I know what you might be thinking, I know what I would be thinking. Another brand new stay at home mom with more time on her hands so of course she'll need to start her very own blog while her kids are napping! OK. Part of it is true, Shep actually is asleep and I am writing my first post instead of dealing with the clothes in the dryer that I have dried 3 times so they don't get wrinkled. But, I have a slightly more understanding perspective on mommy blogs...I get now how time can move really slow and fast all at once and before you know it, you start to forget exactly what it was like when you try to think back on it all. And with blogs, unlike journals, or scrap booking, I HATE scrap booking, you can easily attach your pictures to go with the memories...so there it is in a nutshell. This is a glorified online diary, and I can attempt to make it look cute.

Also, there is one more thing.

Anyone who knows me really well would laugh out loud at the idea of me starting a blog. Blythe, I can actually hear you laughing in my head right now. And it's true. I am technologically stuck in the early 90's. I can facebook, check e-mail, look up trivial information on the Internet, and construct a word document, put new music on my i-phone, SOMETIMES...other times I wipe out the whole thing. That is the full extent of my tech skills. If someone from my old school is reading this, I'm sure they are thinking how in the WORLD did you not get fired on the spot!? It's true, and I don't know how.

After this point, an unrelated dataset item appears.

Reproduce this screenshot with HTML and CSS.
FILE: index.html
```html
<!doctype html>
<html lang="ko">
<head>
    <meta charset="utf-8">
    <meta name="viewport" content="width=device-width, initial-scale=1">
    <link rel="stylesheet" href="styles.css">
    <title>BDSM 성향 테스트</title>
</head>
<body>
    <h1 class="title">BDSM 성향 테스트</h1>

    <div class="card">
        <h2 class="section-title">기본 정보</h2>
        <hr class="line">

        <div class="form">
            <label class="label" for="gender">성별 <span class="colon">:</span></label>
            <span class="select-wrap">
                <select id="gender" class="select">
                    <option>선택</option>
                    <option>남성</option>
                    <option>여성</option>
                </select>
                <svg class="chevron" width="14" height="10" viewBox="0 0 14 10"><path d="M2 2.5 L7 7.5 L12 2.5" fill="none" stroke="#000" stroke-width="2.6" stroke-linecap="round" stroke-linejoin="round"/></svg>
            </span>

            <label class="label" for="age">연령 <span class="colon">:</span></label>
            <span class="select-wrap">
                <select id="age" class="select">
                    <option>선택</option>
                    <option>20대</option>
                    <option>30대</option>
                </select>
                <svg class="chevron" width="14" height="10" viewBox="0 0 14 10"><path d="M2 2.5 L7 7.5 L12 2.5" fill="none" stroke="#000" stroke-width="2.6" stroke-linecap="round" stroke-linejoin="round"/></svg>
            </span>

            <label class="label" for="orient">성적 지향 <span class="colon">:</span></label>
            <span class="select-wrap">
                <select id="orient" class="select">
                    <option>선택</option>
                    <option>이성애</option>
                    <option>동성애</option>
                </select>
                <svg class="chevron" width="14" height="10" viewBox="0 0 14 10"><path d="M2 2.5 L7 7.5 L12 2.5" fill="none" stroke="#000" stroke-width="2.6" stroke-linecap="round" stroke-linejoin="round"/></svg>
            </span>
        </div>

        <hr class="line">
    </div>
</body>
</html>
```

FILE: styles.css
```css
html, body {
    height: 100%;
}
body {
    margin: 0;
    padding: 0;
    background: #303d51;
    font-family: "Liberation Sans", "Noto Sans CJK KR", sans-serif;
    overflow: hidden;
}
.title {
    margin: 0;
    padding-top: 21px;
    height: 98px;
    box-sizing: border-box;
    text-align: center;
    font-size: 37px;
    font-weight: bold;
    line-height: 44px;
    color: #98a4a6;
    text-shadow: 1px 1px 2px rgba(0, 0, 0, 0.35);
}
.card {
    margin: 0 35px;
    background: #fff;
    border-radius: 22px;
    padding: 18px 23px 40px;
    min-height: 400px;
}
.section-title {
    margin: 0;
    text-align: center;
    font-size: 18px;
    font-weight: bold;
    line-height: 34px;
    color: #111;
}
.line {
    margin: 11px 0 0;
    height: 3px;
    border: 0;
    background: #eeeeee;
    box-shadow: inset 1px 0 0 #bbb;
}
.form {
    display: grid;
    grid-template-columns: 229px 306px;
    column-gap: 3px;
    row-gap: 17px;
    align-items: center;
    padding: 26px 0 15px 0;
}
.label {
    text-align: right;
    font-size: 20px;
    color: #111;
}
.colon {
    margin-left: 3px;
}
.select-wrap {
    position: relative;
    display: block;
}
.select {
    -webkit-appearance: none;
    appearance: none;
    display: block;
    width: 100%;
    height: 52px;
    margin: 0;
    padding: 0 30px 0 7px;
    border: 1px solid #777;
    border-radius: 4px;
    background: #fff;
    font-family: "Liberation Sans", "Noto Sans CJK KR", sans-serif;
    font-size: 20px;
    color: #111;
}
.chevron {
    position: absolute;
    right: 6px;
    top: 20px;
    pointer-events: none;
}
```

So the whole blog idea both interests and scares me to death. I hate feeling stupid and working with technology is the fastest way to make me feel like a first class moron. I'm the girl who crashes our lap top by literally touching it. My family will testify. Even setting up this blog was disastrous. My sweet husband had to finally step in and help out because 40 minutes into it I was so frustrated and flustered I was in tears and all my words came out as four letter words. It was unattractive, but not unexpected. So I decided I would conquer this blog phobia and not let it beat me. I really don't care if no one reads it, the fact that I can even attach a picture to my profile is a victory. Which is one of the reasons I titled the blog "Baby Steps." Aside from the obvious "little children running around"connotation, this whole blog process will be a series of baby-steps for me. I will learn how to do this, one tiny step at a time.
For now though, I have to fold those dang clothes in the dryer.